You would never guess, to look around, that a horrific crime had only just been committed a short subway ride away.

And a particularly unnerving crime – the deliberate and random mowing down of pedestrians on a crowded street, with a weapon as mundane as a van. A type of crime to which cities, with their massed pedestrians, are uniquely prone. As we learn again and again, from Nice to Berlin to Barcelona to Edmonton.

But if crowds make cities vulnerable to this type of horror, crowds also make them resilient in the face of it.

On the most basic level, the sheer amount of business to be transacted, the sum total of millions of plans, means that big cities will not stop – cannot be stopped – when tragedy strikes.

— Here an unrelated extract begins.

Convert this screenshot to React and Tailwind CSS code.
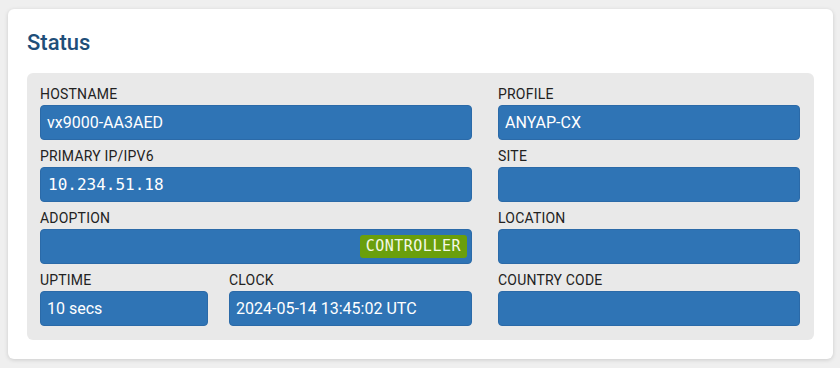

There are still groceries to buy, meetings to take. In a time of immense grief, there are worse things than being busy. The churning momentum of a place like Toronto is vast and, sometimes, healing.

And how comforting it is to be surrounded by friends, neighbours, even perfect strangers, when terror casts its long shadow.

To see someone dismount his bike and help a man in a motorized wheelchair pick up the sunglasses he dropped.

To see a woman selling handmade mugs painted with little strawberries outside a homeless shelter. To smile back at a jogger who can’t believe the good weather.

The normality of these streetscapes can seem eerie or even callous, a product of hard-hearted urbanites minding their own business to a fault. It isn’t that. Watch a video of Leafs fans singing O Canada at the Air Canada Centre on Monday night and try to convince yourself their hearts are hard.

No, when cities pick themselves up and dust themselves off in the wake of a tragedy like this, it’s not because people are indifferent, it’s because they’re strong. They have the strength of our natural will to life, the kind that lets us put one foot in front of the other, and more, amid even the most stupefying pain. And cities, with their skyscrapers, nightclubs, universities and bustling shops, are nothing if not testaments to that will.

Toronto has acquitted itself admirably in the past two days, but in these circumstances all cities do. Just remember how quickly London Bridge was thronged again after last year’s van attack there. Or how short a time it took Parisians to reclaim their places on cafe patios following the Bataclan massacre in 2015.

There will always be a place for the flowers, candles and scrawled condolences that have already begun appearing on Yonge St. They are a way to remember the dead and wish the injured well at a time when those things are needed.

But the most fitting and lasting way to honor Monday’s victims is to go on doing what people have always come to cities for: getting the most out of life.

Authorities need to respect this. There will rightly be much discussion in the coming weeks and months about what kinds of precautionary measures Canadian cities can take in this age of automotive terrorism. But we should be careful not to overreact. These horrible attacks have become too frequent, but they are still rare. And the unruffled equilibrium of city life is worth straining to preserve.

Advocates of tougher security often mention bollards as some kind of magic bullet. But you can’t put bollards and barriers everywhere, and the grim sight of them along pleasant commercial streets may not be worth whatever iota of safety they provide.

Better to take hope in watching the instinctive bravery and wisdom of urban crowds when faced with something unspeakable. Throw what you like at them: They go on seizing the day.